WHAT THE TASK REQUIRES: Reproduce the listing word for word, leaving every picture behind.

DATASET EXTRACT:
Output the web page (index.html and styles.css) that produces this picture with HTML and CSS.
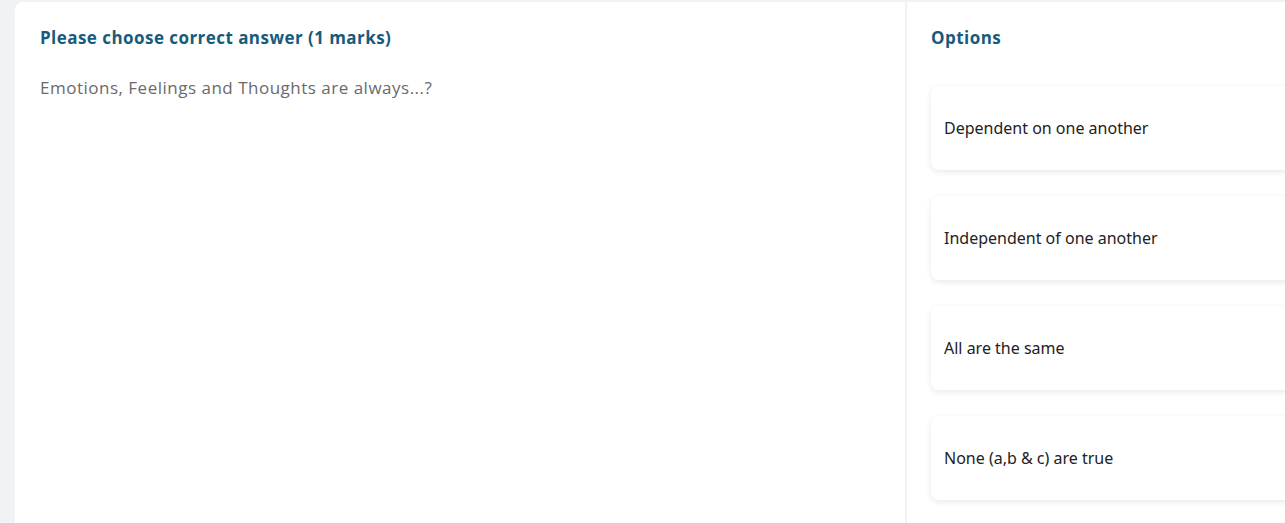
FILE: index.html
```html
<!DOCTYPE html>
<html>
<head>
<meta charset="utf-8">
<link rel="stylesheet" href="styles.css">
</head>
<body>
<div class="page">
  <div class="card">
    <section class="question">
      <h2 class="title">Please choose correct answer (1 marks)</h2>
      <p class="qtext">Emotions, Feelings and Thoughts are always...?</p>
    </section>
    <aside class="options">
      <h2 class="title">Options</h2>
      <div class="list">
        <div class="opt">Dependent on one another</div>
        <div class="opt">Independent of one another</div>
        <div class="opt">All are the same</div>
        <div class="opt">None (a,b &amp; c) are true</div>
      </div>
    </aside>
  </div>
</div>
</body>
</html>
```
FILE: styles.css
```css
html, body {
  margin: 0;
  padding: 0;
  overflow: hidden;
}
body {
  background: #f1f2f4;
  font-family: "Open Sans", "Noto Sans", sans-serif;
}
.page {
  padding: 2px 0 0 15px;
  height: 521px;
}
.card {
  background: #fff;
  border-top-left-radius: 8px;
  display: flex;
  height: 100%;
  width: 1300px;
}
.question {
  width: 892px;
  padding: 25px 25px 0;
  box-sizing: border-box;
  border-right: 2px solid #f2f3f4;
}
.title {
  margin: 0;
  font-size: 17px;
  letter-spacing: 0.45px;
  line-height: 22px;
  font-weight: 700;
  color: #175b7c;
}
.qtext {
  margin: 28px 0 0;
  font-size: 17px;
  letter-spacing: 0.5px;
  line-height: 22px;
  color: #6a6a6a;
}
.options {
  padding: 25px 0 0 24px;
  flex: 1;
}
.list {
  margin-top: 37px;
  display: flex;
  flex-direction: column;
  gap: 26px;
}
.opt {
  height: 84px;
  display: flex;
  align-items: center;
  padding: 0 13px;
  border-radius: 8px;
  background: #fff;
  box-shadow: 0 2px 6px rgba(0, 0, 0, 0.09);
  font-family: "Noto Sans", "Open Sans", sans-serif;
  font-size: 16px;
  color: #222;
}
```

CORRECT ANSWER:
Output the web page (index.html and styles.css) that produces this picture with HTML and CSS.
FILE: index.html
```html
<!DOCTYPE html>
<html>
<head>
<meta charset="utf-8">
<link rel="stylesheet" href="styles.css">
</head>
<body>
<div class="page">
  <div class="card">
    <section class="question">
      <h2 class="title">Please choose correct answer (1 marks)</h2>
      <p class="qtext">Emotions, Feelings and Thoughts are always...?</p>
    </section>
    <aside class="options">
      <h2 class="title">Options</h2>
      <div class="list">
        <div class="opt">Dependent on one another</div>
        <div class="opt">Independent of one another</div>
        <div class="opt">All are the same</div>
        <div class="opt">None (a,b &amp; c) are true</div>
      </div>
    </aside>
  </div>
</div>
</body>
</html>
```
FILE: styles.css
```css
html, body {
  margin: 0;
  padding: 0;
  overflow: hidden;
}
body {
  background: #f1f2f4;
  font-family: "Open Sans", "Noto Sans", sans-serif;
}
.page {
  padding: 2px 0 0 15px;
  height: 521px;
}
.card {
  background: #fff;
  border-top-left-radius: 8px;
  display: flex;
  height: 100%;
  width: 1300px;
}
.question {
  width: 892px;
  padding: 25px 25px 0;
  box-sizing: border-box;
  border-right: 2px solid #f2f3f4;
}
.title {
  margin: 0;
  font-size: 17px;
  letter-spacing: 0.45px;
  line-height: 22px;
  font-weight: 700;
  color: #175b7c;
}
.qtext {
  margin: 28px 0 0;
  font-size: 17px;
  letter-spacing: 0.5px;
  line-height: 22px;
  color: #6a6a6a;
}
.options {
  padding: 25px 0 0 24px;
  flex: 1;
}
.list {
  margin-top: 37px;
  display: flex;
  flex-direction: column;
  gap: 26px;
}
.opt {
  height: 84px;
  display: flex;
  align-items: center;
  padding: 0 13px;
  border-radius: 8px;
  background: #fff;
  box-shadow: 0 2px 6px rgba(0, 0, 0, 0.09);
  font-family: "Noto Sans", "Open Sans", sans-serif;
  font-size: 16px;
  color: #222;
}
```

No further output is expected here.